# [RAW DATA]
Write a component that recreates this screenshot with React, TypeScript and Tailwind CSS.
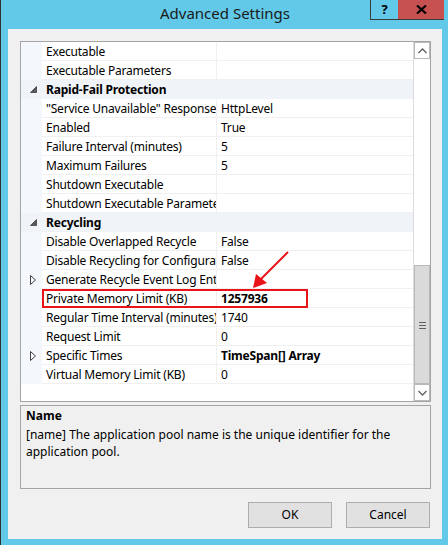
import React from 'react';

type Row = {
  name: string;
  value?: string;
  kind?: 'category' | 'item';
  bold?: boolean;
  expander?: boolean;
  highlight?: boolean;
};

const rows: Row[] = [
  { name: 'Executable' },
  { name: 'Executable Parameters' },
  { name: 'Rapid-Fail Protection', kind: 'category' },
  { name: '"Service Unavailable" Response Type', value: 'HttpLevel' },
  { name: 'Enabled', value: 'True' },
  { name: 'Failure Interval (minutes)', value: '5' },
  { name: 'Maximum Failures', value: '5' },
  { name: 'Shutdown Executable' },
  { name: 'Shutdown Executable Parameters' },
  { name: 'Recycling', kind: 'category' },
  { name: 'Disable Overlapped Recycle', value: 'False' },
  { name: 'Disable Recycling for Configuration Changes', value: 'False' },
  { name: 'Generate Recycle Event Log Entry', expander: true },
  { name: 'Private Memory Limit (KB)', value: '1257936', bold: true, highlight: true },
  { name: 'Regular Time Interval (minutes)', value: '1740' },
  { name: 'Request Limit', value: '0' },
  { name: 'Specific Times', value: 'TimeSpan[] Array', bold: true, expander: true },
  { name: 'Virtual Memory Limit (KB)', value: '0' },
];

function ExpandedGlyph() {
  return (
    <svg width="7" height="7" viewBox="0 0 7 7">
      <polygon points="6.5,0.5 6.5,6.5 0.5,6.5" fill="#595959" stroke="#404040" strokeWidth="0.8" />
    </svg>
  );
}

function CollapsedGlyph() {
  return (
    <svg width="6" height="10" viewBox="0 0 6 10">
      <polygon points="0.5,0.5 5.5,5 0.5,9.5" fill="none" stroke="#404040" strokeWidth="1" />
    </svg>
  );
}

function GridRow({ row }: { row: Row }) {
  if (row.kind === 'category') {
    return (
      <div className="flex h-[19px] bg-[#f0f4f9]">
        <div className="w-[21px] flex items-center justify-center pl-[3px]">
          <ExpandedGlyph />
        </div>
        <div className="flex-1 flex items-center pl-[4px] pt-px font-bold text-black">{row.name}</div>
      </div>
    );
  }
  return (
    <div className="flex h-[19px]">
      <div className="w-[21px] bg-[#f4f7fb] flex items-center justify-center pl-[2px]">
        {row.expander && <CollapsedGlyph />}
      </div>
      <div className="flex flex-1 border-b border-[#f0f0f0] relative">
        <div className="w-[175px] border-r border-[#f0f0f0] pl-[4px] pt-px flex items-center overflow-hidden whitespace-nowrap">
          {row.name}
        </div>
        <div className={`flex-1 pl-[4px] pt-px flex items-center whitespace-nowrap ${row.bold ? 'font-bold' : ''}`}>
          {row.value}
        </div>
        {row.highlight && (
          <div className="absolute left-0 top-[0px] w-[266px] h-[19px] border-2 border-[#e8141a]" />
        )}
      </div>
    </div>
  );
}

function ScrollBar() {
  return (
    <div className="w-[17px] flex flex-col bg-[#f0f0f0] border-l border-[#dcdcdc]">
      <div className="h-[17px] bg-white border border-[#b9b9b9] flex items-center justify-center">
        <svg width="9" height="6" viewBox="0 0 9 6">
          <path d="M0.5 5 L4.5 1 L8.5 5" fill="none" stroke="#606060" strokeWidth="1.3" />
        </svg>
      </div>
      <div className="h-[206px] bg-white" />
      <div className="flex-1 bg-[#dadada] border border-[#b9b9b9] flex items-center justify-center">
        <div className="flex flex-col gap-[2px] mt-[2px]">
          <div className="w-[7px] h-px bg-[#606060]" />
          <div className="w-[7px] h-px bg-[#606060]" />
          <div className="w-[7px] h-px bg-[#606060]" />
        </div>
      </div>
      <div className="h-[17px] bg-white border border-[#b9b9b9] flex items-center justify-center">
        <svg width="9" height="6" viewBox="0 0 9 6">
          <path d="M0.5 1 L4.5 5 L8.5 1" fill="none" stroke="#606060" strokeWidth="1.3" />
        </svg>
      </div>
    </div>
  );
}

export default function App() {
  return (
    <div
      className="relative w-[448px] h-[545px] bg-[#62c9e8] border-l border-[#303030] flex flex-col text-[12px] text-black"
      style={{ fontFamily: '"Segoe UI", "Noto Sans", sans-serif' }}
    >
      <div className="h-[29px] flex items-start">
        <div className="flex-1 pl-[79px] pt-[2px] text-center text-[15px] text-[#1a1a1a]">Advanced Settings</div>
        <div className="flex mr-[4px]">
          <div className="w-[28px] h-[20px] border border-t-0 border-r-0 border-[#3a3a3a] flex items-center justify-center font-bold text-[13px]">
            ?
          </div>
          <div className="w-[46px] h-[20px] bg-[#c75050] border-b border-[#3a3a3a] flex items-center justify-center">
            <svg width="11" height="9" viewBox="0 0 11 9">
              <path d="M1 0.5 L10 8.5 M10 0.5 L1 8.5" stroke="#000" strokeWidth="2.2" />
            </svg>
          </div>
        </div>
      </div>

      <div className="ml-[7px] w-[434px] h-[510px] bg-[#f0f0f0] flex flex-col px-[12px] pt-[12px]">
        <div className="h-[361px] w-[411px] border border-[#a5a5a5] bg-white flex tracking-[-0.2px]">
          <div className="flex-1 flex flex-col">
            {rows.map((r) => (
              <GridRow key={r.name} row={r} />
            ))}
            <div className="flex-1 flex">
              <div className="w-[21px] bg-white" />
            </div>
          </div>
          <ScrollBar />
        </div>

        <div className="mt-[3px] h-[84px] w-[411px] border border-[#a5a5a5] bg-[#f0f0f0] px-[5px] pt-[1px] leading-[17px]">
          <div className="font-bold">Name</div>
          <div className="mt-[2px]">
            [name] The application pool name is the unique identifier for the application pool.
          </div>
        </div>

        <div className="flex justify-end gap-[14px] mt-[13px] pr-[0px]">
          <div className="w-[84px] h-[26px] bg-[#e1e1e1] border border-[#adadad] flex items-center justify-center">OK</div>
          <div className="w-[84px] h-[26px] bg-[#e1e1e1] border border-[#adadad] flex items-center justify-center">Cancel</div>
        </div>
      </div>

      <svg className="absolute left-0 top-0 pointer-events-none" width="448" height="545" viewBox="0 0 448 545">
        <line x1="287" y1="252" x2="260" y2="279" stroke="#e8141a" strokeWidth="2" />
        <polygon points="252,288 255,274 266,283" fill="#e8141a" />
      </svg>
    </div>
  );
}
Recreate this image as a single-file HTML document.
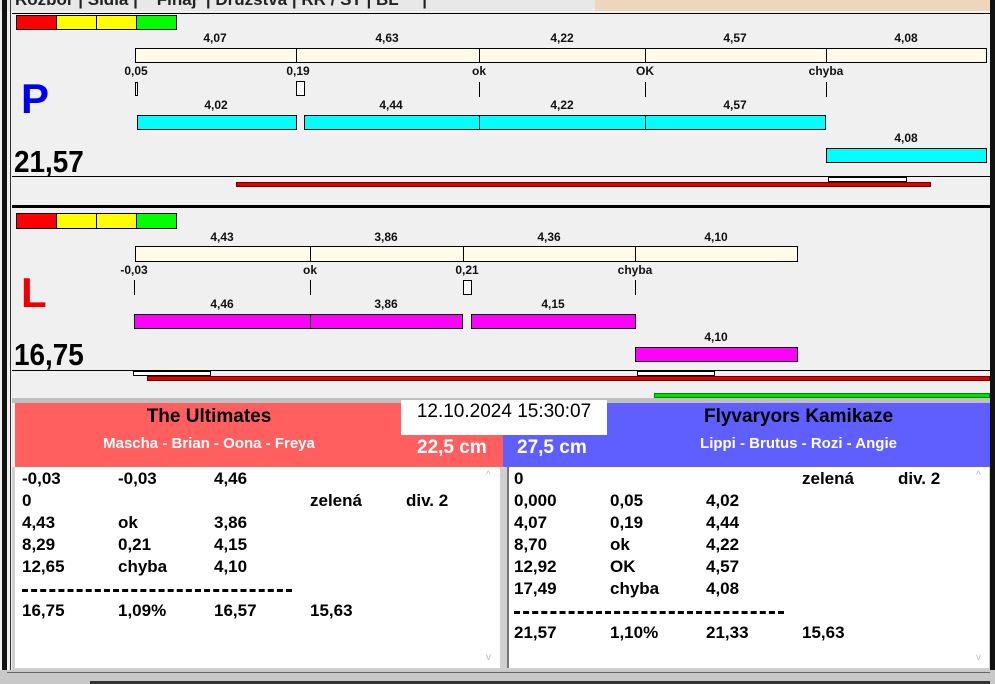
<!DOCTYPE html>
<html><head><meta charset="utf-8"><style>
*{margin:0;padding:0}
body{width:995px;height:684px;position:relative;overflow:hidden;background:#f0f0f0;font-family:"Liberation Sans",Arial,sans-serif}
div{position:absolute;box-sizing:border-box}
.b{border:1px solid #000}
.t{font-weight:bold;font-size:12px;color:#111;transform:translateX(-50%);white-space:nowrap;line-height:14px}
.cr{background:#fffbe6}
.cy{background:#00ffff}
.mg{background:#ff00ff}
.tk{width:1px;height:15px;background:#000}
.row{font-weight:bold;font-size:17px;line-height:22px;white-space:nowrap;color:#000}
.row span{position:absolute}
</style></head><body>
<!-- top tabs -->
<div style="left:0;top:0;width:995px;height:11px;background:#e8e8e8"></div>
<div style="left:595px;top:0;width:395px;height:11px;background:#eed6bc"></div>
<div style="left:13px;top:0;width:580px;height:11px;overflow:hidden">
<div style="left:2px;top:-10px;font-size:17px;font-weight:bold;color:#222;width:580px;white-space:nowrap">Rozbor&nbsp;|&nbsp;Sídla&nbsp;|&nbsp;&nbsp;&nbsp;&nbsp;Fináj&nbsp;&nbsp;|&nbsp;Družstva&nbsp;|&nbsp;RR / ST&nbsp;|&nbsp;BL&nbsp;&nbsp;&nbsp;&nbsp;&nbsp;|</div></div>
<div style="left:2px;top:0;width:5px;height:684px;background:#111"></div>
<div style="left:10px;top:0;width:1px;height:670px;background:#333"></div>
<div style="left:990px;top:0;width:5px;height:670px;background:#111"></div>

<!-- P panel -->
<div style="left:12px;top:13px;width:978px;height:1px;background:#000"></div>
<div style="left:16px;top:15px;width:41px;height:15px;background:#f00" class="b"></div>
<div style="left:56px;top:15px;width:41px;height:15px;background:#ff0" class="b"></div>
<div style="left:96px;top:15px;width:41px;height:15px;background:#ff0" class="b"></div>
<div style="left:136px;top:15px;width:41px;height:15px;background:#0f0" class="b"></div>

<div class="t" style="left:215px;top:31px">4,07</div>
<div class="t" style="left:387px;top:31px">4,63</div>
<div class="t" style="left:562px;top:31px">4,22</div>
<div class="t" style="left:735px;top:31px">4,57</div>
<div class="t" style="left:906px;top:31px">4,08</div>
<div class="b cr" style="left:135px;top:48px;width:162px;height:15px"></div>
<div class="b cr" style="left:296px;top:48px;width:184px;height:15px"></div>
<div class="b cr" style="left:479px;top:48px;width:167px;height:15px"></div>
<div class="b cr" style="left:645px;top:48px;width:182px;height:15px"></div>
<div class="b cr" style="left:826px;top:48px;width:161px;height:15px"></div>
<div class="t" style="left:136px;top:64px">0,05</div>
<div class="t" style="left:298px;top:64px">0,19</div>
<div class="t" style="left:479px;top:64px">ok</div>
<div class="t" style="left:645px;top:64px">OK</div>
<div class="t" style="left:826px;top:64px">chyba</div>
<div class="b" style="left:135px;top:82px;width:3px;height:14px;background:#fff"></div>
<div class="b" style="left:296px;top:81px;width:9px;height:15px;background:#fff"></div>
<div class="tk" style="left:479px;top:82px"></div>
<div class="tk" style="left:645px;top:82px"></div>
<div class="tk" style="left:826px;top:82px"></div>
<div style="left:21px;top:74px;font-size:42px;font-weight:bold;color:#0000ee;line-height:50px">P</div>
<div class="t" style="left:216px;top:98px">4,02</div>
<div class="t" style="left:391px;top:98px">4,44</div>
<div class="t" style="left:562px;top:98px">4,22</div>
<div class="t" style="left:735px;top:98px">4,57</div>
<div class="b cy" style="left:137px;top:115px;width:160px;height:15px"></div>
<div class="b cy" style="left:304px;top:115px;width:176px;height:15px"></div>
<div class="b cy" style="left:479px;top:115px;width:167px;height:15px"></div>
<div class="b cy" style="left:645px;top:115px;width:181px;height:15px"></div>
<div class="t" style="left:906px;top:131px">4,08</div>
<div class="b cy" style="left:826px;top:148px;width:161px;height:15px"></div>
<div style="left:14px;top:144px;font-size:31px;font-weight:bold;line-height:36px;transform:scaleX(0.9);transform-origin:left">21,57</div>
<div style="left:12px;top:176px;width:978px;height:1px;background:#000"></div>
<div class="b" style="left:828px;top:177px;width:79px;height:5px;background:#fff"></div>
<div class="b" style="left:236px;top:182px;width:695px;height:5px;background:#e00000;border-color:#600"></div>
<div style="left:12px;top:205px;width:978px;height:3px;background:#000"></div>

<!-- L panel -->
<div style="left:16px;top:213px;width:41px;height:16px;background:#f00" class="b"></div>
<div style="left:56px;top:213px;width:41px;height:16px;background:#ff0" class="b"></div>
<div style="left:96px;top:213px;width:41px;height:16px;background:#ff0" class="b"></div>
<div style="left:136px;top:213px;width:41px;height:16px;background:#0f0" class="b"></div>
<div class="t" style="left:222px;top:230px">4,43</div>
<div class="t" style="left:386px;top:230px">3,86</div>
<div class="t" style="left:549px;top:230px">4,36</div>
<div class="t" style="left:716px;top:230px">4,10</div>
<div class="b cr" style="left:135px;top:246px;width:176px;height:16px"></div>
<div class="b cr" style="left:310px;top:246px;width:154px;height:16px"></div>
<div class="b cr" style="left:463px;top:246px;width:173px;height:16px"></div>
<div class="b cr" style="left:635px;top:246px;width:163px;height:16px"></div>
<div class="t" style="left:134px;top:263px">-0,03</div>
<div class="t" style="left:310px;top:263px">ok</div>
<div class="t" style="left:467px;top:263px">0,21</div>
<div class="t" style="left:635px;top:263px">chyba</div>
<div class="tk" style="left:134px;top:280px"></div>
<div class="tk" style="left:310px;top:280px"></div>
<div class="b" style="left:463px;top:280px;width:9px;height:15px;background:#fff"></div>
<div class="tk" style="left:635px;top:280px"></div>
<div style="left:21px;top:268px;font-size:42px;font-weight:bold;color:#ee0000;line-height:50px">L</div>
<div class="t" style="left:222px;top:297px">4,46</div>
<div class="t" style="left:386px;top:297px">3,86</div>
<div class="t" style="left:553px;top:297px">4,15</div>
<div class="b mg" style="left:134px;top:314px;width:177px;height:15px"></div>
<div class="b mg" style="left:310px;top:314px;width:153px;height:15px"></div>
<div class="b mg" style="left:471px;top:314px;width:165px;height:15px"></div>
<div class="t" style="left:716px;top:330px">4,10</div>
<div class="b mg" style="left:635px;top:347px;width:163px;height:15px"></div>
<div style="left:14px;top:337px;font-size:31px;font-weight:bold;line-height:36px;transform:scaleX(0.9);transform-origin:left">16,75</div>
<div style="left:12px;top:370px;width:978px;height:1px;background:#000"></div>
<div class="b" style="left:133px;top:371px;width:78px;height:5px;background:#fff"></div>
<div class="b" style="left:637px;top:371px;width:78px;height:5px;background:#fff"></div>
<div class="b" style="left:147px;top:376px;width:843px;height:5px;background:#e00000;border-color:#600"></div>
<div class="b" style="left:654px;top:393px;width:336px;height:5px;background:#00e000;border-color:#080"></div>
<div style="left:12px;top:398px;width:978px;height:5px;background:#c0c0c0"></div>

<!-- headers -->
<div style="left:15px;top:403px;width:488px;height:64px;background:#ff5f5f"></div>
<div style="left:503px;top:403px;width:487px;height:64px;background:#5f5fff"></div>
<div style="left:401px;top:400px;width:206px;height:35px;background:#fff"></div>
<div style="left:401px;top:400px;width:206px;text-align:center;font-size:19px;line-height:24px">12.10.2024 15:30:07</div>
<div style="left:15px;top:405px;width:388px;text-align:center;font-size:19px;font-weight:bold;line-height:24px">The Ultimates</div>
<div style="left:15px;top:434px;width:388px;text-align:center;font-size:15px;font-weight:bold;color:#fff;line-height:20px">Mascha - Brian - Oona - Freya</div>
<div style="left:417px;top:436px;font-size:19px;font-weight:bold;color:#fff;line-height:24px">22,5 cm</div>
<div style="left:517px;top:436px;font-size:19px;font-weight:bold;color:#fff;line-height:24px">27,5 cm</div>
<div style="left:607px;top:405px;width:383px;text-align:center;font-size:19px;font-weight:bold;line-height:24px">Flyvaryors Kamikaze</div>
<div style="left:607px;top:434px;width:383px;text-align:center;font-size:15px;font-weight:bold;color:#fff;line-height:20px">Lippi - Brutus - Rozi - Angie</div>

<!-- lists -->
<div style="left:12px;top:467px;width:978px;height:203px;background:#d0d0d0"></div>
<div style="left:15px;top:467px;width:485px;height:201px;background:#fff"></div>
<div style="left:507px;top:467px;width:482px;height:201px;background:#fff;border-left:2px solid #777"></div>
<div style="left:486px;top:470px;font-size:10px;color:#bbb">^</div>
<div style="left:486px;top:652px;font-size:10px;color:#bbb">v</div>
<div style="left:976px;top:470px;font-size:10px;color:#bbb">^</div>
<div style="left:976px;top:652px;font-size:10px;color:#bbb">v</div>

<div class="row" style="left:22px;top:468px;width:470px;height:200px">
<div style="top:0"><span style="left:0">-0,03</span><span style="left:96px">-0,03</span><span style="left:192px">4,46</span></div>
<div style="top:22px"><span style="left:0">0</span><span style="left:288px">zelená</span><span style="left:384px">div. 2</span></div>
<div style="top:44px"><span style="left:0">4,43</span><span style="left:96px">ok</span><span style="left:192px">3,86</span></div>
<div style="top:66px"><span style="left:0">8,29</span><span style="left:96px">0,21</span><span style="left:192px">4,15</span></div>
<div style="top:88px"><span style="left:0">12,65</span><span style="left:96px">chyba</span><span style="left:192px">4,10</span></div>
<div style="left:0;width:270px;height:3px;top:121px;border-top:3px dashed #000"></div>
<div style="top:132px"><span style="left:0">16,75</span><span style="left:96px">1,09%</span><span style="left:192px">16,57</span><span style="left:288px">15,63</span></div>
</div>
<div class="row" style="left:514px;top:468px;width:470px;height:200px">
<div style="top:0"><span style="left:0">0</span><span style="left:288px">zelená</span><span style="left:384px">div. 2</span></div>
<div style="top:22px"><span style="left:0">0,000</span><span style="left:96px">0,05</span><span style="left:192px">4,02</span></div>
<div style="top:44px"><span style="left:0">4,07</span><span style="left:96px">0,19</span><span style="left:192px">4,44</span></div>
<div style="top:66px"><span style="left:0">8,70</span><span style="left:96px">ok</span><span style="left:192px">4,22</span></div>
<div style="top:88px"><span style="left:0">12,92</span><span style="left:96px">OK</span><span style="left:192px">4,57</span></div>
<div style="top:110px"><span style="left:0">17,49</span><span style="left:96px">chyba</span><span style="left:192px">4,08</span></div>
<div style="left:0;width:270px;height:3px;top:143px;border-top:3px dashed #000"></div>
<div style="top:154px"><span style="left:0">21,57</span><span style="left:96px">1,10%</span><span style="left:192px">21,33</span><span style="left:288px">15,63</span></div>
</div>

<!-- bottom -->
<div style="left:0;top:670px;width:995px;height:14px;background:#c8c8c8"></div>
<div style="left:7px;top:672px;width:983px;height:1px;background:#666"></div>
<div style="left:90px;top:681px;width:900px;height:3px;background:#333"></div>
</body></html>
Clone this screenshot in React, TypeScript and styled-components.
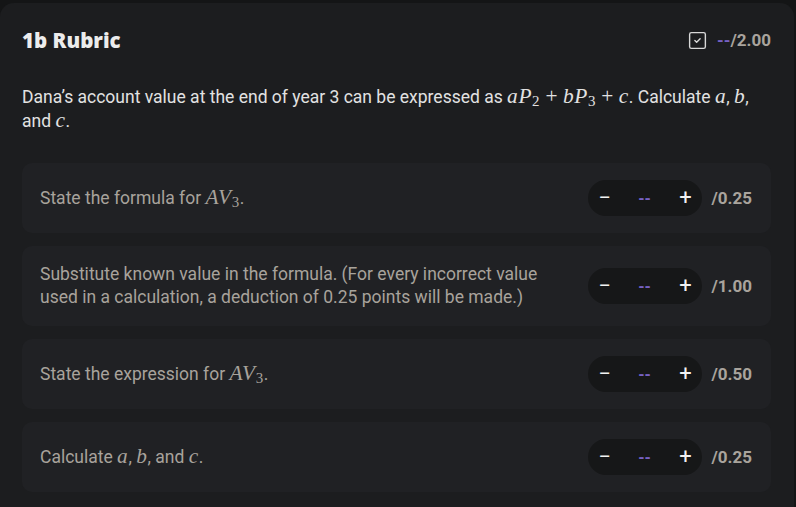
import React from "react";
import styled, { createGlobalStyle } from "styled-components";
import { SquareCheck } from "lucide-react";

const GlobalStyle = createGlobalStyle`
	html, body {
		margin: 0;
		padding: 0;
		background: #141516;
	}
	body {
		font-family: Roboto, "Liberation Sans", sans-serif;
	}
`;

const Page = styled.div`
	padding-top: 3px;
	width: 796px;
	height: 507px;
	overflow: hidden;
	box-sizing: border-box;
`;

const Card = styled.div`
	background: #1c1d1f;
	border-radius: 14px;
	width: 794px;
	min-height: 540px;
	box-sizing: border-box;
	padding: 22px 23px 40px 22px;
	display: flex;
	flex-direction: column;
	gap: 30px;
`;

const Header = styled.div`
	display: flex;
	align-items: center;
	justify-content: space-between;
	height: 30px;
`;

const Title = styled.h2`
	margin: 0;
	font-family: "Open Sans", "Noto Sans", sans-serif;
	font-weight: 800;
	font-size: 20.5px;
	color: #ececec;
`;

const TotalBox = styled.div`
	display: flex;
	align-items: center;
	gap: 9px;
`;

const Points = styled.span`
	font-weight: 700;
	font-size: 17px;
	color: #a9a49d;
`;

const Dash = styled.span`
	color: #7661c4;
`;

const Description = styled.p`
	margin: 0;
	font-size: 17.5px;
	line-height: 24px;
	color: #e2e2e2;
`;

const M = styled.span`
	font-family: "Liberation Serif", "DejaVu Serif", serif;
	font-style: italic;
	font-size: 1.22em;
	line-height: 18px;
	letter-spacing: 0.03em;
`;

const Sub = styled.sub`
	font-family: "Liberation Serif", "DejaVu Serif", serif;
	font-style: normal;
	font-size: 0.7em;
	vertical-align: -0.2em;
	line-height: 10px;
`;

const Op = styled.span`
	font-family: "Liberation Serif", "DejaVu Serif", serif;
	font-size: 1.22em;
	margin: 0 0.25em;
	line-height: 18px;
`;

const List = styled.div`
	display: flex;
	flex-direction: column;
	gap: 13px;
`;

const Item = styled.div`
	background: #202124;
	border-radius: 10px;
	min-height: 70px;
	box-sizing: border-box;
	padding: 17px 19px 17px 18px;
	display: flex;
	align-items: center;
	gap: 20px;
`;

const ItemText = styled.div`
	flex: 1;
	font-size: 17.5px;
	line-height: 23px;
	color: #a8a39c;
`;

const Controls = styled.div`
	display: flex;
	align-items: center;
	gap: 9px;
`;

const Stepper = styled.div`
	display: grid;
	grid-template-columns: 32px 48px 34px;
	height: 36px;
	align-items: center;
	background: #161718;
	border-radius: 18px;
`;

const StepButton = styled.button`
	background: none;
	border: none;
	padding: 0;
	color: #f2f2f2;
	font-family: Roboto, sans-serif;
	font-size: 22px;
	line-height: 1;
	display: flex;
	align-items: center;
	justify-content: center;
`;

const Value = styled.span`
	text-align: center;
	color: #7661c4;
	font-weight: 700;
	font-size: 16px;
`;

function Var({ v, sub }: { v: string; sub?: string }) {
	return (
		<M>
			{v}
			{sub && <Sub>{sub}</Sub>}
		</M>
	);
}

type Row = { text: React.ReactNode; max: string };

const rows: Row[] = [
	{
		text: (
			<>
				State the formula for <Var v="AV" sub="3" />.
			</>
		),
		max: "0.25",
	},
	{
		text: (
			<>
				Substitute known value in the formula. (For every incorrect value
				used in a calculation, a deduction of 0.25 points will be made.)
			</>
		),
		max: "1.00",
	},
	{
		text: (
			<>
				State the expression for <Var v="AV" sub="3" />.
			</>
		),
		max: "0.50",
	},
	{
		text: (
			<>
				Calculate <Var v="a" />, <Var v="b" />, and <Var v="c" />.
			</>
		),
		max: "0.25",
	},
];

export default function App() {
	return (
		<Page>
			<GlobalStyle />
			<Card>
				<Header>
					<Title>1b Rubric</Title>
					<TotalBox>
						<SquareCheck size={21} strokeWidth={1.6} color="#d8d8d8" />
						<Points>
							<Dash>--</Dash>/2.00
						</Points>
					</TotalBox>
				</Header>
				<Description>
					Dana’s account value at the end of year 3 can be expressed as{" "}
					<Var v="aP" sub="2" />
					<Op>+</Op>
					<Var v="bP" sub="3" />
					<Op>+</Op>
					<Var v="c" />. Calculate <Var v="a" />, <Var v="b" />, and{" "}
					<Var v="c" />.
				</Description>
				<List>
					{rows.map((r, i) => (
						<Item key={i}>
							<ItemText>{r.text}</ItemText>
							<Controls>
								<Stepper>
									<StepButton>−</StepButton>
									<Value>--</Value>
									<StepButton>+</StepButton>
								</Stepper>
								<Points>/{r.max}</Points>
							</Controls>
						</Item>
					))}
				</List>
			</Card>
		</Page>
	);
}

# [EXERCISE]
Extract each line from the entries above that contains the string "TypeScript".

# [EXERCISE SOLUTION]
Write a component that recreates this screenshot with React, TypeScript and Tailwind CSS.
Clone this screenshot in React, TypeScript and styled-components.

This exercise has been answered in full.